Magistrate Giovanni Gouder conducted an inquiry to determine what caused the accident. Giuseppe Caruana, the technical expert appointed by Gouder, found that the luzzu was capable of carrying up to 13 passengers, meaning that it had been overloaded as it was actually carrying 25 passengers and two crew.

The Prime Minister also set up two committees, one to raise funds for the families of the victims, and another to examine the report of Gouder's inquiry and to make recommendations on what action needs to be taken. The latter was set up after there were anonymous allegations criticizing the police's actions surrounding the accident. On 12 December 1949, this committee stated that Gouder's inquiry was adequate, the police were not at fault, and there was no need for further inquiries.

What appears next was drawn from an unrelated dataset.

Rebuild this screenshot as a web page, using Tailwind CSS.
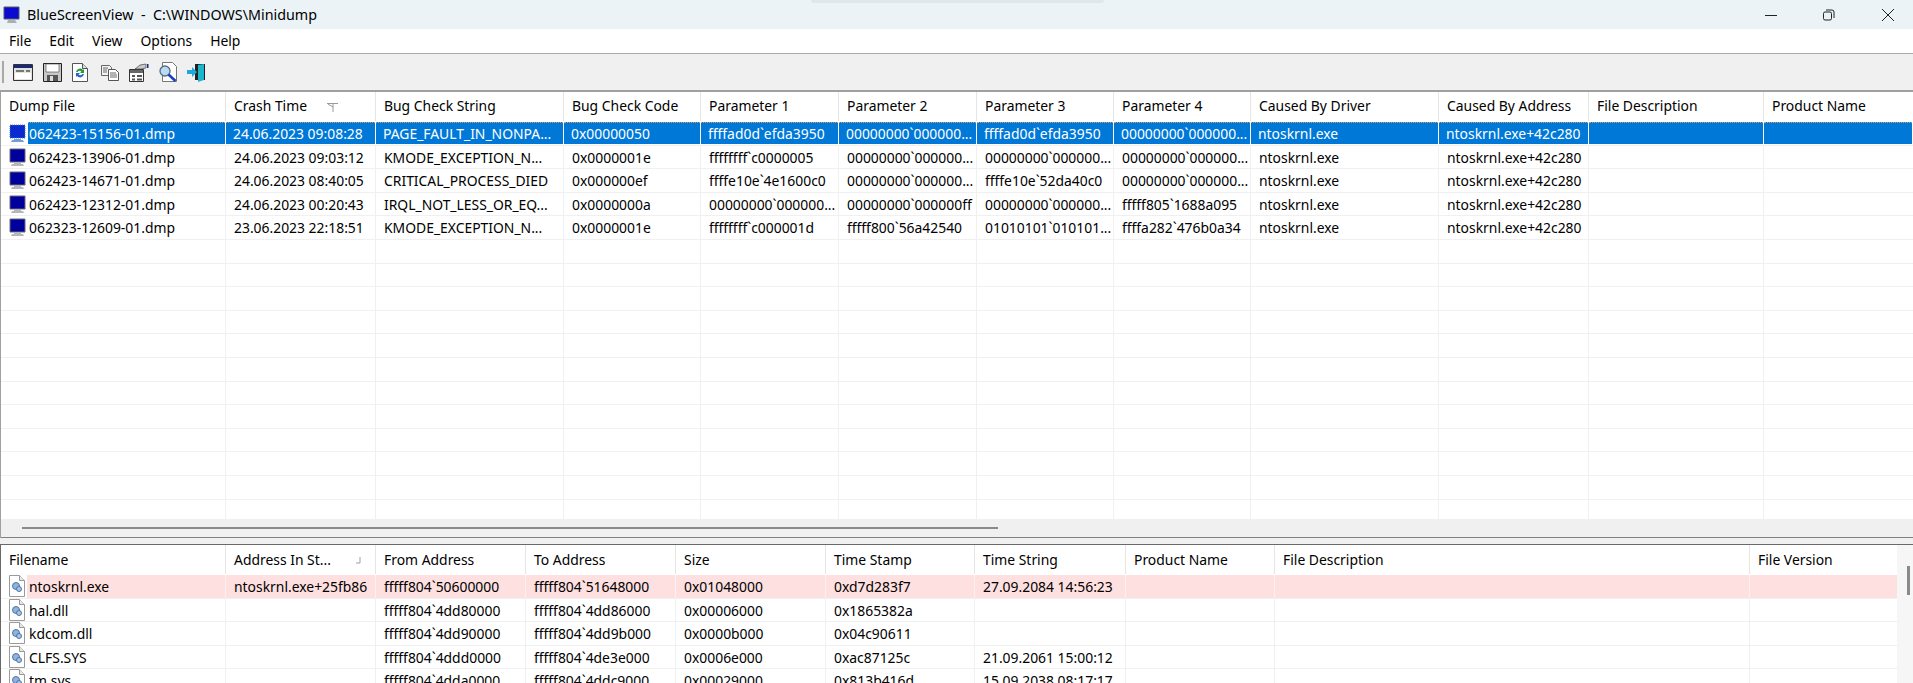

The committee's recommendations included better enforcement of regulations regarding passenger transport, and that only authorised boats should be allowed to carry passengers. It also stated that no boats should be allowed to carry more passengers than their authorised capacity. One of the committee members, Henry Jones, disagreed with the committee's findings and made a separate report demanding to know why the 16:30 ferry crossing had been cancelled.

===Memorial and commemorations===
The shipwreck is Gozo's worst disaster since World War II, and it is also known as Jum it-Traġedja (Day of the Tragedy). A monument commemorating the disaster is located at Żewwieqa in Mġarr harbour. An annual remembrance ceremony is held on the anniversary of the disaster at the memorial and on board Gozo Channel Line ferries.